Sell Yourself … Not Just Your Station

Historically this column has focused on ways to increase sales by positioning your stations and/or your audience as the ideal outlet for that particular advertiser. However, before you position your station as the advertiser’s best choice, it’s important to sell yourself as the person your prospect wants to deal with.

So what does that mean?

When dealing with a new account, you need to build a bond. While that’s easy to say, early actions will set the tone for a future, hopefully long-term, relationship.

Don’t let your first meeting be via email. Email is fine for setting up a meeting, but it won’t build a bond. While in-person meetings are most effective, sometimes it is necessary to rely on web-based communication for your first meeting. Either way, be prepared to present yourself in a professional manner.

In the first meeting, share your credentials. Beyond the organization you represent, why should this potential client want to work with you?

  • What makes you a unique partner?
  • What is your experience?
  • What are your strengths?
  • What can you offer that someone selling the same inventory can’t?

This shouldn’t be off the cuff. Going back to the old Head & Shoulders commercial, remember that you never get a second chance to make a first impression. Some experts even suggest creating a one-page sales resume with the benefits of working with you. If you do this, include a professional picture.
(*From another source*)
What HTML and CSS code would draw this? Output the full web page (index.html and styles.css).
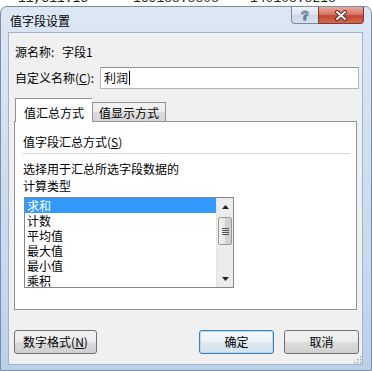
FILE: index.html
```html
<!DOCTYPE html>
<html lang="zh-CN">
<head>
<meta charset="utf-8">
<title>值字段设置</title>
<link rel="stylesheet" href="styles.css">
</head>
<body>
<div class="sheet">
  <div class="sheet-line"><span class="cell c1">11,511.15</span><span class="cell c2">169188.8808</span><span class="cell c3">140108.8218</span></div>
</div>
<div class="window">
  <div class="titlebar">
    <span class="title">值字段设置</span>
    <div class="caption">
      <div class="cap help">?</div>
      <div class="cap close">
        <svg width="14" height="11" viewBox="0 0 14 11">
          <path d="M3 2 L11 9 M11 2 L3 9" stroke="#5a2a22" stroke-width="4" stroke-linecap="round" fill="none"/>
          <path d="M3 2 L11 9 M11 2 L3 9" stroke="#ffffff" stroke-width="2" stroke-linecap="round" fill="none"/>
        </svg>
      </div>
    </div>
  </div>
  <div class="client">
    <div class="source"><span class="src-label">源名称:</span><span>字段1</span></div>
    <div class="name-row">
      <span class="name-label">自定义名称(<u>C</u>):</span>
      <div class="input"><span>利润</span><span class="caret"></span></div>
    </div>
    <div class="tabs">
      <div class="tab active">值汇总方式</div>
      <div class="tab">值显示方式</div>
    </div>
    <div class="panel">
      <div class="group">值字段汇总方式(<u>S</u>)</div>
      <div class="sep"></div>
      <div class="desc">选择用于汇总所选字段数据的<br>计算类型</div>
      <div class="listbox">
        <ul class="items">
          <li class="sel">求和</li>
          <li>计数</li>
          <li>平均值</li>
          <li>最大值</li>
          <li>最小值</li>
          <li>乘积</li>
        </ul>
        <div class="scrollbar">
          <div class="sb-btn"><svg width="7" height="4" viewBox="0 0 7 4"><path d="M0 4 L3.5 0 L7 4 Z" fill="#222"/></svg></div>
          <div class="sb-track">
            <div class="thumb"><span class="grip"></span><span class="grip"></span><span class="grip"></span><span class="grip"></span></div>
          </div>
          <div class="sb-btn"><svg width="7" height="4" viewBox="0 0 7 4"><path d="M0 0 L7 0 L3.5 4 Z" fill="#222"/></svg></div>
        </div>
      </div>
    </div>
    <div class="buttons">
      <div class="btn fmt">数字格式(<u>N</u>)</div>
      <div class="spacer"></div>
      <div class="btn default">确定</div>
      <div class="btn">取消</div>
    </div>
    <svg class="sizegrip" width="10" height="10" viewBox="0 0 10 10">
      <g fill="#9aa5b3">
        <rect x="8" y="2" width="1.5" height="1.5"/>
        <rect x="5" y="5" width="1.5" height="1.5"/><rect x="8" y="5" width="1.5" height="1.5"/>
        <rect x="2" y="8" width="1.5" height="1.5"/><rect x="5" y="8" width="1.5" height="1.5"/><rect x="8" y="8" width="1.5" height="1.5"/>
      </g>
    </svg>
  </div>
</div>
</body>
</html>
```

FILE: styles.css
```css
* { box-sizing: border-box; }
html, body { margin: 0; padding: 0; }
body {
  width: 372px;
  height: 371px;
  overflow: hidden;
  background: #ffffff;
  font-family: "Noto Sans CJK SC", "Microsoft YaHei", sans-serif;
  font-size: 12px;
  color: #000;
}

/* background spreadsheet strip */
.sheet {
  height: 6px;
  overflow: hidden;
}
.sheet-line {
  margin-top: -8px;
  padding-left: 18px;
  font-family: "Liberation Mono", monospace;
  font-size: 13px;
  line-height: 14px;
  color: #222;
  white-space: nowrap;
}
.cell { display: inline-block; }
.c1 { width: 115px; }
.c2 { width: 117px; }

/* window frame */
.window {
  height: 365px;
  border: 1px solid #7c8ea5;
  border-radius: 7px 7px 0 0;
  background: linear-gradient(to bottom, #dce7f4 0%, #d3e1f1 30%, #c3d7ed 80%, #b9d0ea 100%);
  padding: 0 8px 5px 7px;
  display: flex;
  flex-direction: column;
}
.titlebar {
  height: 25px;
  display: flex;
  justify-content: space-between;
  align-items: flex-start;
}
.title {
  padding: 6px 0 0 2px;
  line-height: 16px;
  font-size: 12px;
  color: #000;
}
.caption {
  display: flex;
  margin-right: -1px;
}
.cap {
  height: 17px;
  display: flex;
  align-items: center;
  justify-content: center;
}
.help {
  width: 27px;
  border: 1px solid #7a8ba1;
  border-top: none;
  border-right: none;
  border-radius: 0 0 0 4px;
  background: linear-gradient(to bottom, #eef3f9 0%, #dbe5f1 50%, #c9d7e7 51%, #d7e3f0 100%);
  font-family: "Liberation Sans", sans-serif;
  font-weight: bold;
  font-size: 13px;
  color: #f4f7fb;
  -webkit-text-stroke: 1px #5f7189;
  line-height: 1;
}
.close {
  width: 46px;
  border: 1px solid #7e3b32;
  border-top: none;
  border-radius: 0 0 4px 0;
  background: linear-gradient(to bottom, #e9a99d 0%, #d8786a 45%, #c44533 55%, #d2694f 100%);
}

/* client area */
.client {
  position: relative;
  height: 333px;
  border: 1px solid #a3b3c7;
  background: #f0f0f0;
  display: flex;
  flex-direction: column;
}
.source {
  padding: 11px 0 0 6px;
  line-height: 16px;
  display: flex;
}
.src-label { width: 47px; }
.name-row {
  margin: 7px 3px 0 6px;
  display: flex;
  align-items: center;
  height: 22px;
}
.name-label {
  width: 85px;
  line-height: 16px;
}
.input {
  flex: 1;
  height: 22px;
  background: #fff;
  border: 1px solid #b4b6ba;
  border-top-color: #8f9296;
  padding-left: 3px;
  display: flex;
  align-items: center;
  line-height: 16px;
}
.caret {
  width: 1px;
  height: 14px;
  background: #000;
  margin-left: 1px;
}

/* tabs */
.tabs {
  margin-top: 9px;
  padding-left: 6px;
  height: 23px;
  display: flex;
  align-items: flex-end;
}
.tab {
  height: 19px;
  width: 74px;
  border: 1px solid #8e9399;
  border-bottom: none;
  background: linear-gradient(to bottom, #f3f3f3 0%, #ebebeb 50%, #dddddd 51%, #d5d5d5 100%);
  text-align: center;
  line-height: 18px;
  padding-top: 1px;
}
.tab.active {
  position: relative;
  z-index: 1;
  width: 77px;
  height: 24px;
  margin-bottom: -1px;
  background: #ffffff;
  border-right: none;
  line-height: 16px;
  padding-top: 6px;
}

/* panel */
.panel {
  margin: 0 5px;
  height: 189px;
  border: 1px solid #8e9399;
  background: #ffffff;
  display: flex;
  flex-direction: column;
}
.group {
  margin: 12px 0 0 8px;
  line-height: 16px;
}
.sep {
  margin: 3px 6px 0 8px;
  height: 1px;
  background: #d0d5da;
}
.desc {
  margin: 6px 0 0 8px;
  line-height: 17px;
}
.listbox {
  margin: 3px 0 0 9px;
  width: 210px;
  height: 91px;
  border: 1px solid #828790;
  display: flex;
  overflow: hidden;
}
.items {
  list-style: none;
  margin: 0;
  padding: 0;
  flex: 1;
}
.items li {
  height: 15px;
  line-height: 15px;
  padding-left: 2px;
  white-space: nowrap;
  overflow: hidden;
}
.items li.sel {
  background: #3399ff;
  color: #ffffff;
}
.scrollbar {
  width: 17px;
  background: #ececec;
  border-left: 1px solid #e4e4e4;
  display: flex;
  flex-direction: column;
}
.sb-btn {
  height: 17px;
  display: flex;
  align-items: center;
  justify-content: center;
}
.sb-track {
  flex: 1;
  padding: 2px 1px 0 1px;
}
.thumb {
  height: 28px;
  border: 1px solid #9a9a9a;
  border-radius: 2px;
  background: linear-gradient(to right, #f2f2f2 0%, #e6e6e6 50%, #d4d4d4 51%, #cfcfcf 100%);
  display: flex;
  flex-direction: column;
  justify-content: center;
  align-items: center;
  gap: 1px;
}
.grip {
  width: 7px;
  height: 1px;
  background: #555;
}

/* bottom buttons */
.buttons {
  margin: 20px 3px 0 5px;
  height: 24px;
  display: flex;
  gap: 10px;
}
.spacer { flex: 1; }
.btn {
  width: 75px;
  height: 24px;
  border: 1px solid #707070;
  border-radius: 3px;
  background: linear-gradient(to bottom, #f2f2f2 0%, #ebebeb 50%, #dddddd 51%, #cfcfcf 100%);
  display: flex;
  align-items: center;
  justify-content: center;
  line-height: 16px;
}
.btn.fmt { width: 83px; }
.btn.default {
  border-color: #3c7fb1;
  box-shadow: inset 0 0 0 1px #b6dcf5;
  background: linear-gradient(to bottom, #f4f8fb 0%, #ebf2f7 50%, #dde8f0 51%, #d4e2ec 100%);
}
.btn u, .group u, .name-label u { text-underline-offset: 1px; }

.sizegrip {
  position: absolute;
  right: 0;
  bottom: 0;
}
```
This will separate you from the dozens of other sales reps trying to pitch their wares. It’s also a great leave behind. This is especially important if your meeting is canceled or is cut short.

While some like to start the first meeting with a CNA, I believe you need to establish your credibility before you can talk about the prospect’s business. That improves the odds that the prospect will open up and properly communicate his or her needs.

Many stations changed the title of their front-line people from account executive to marketing consultant. However, is that title change a real change in their role or just simple window dressing? Selling yourself at the onset will pave the way for a stronger and more successful partnership.

Starting this way also differentiates you from programmatic ad buying. Personal sales take more time and are sometimes more expensive than buying through a website. You need to make sure the client gets value out of that first interaction. If not, there may not be a second.

Finally, whatever you tout in this introduction, be ready to back it up with actions. Failure to live up to your early pledge will doom the relationship quickly.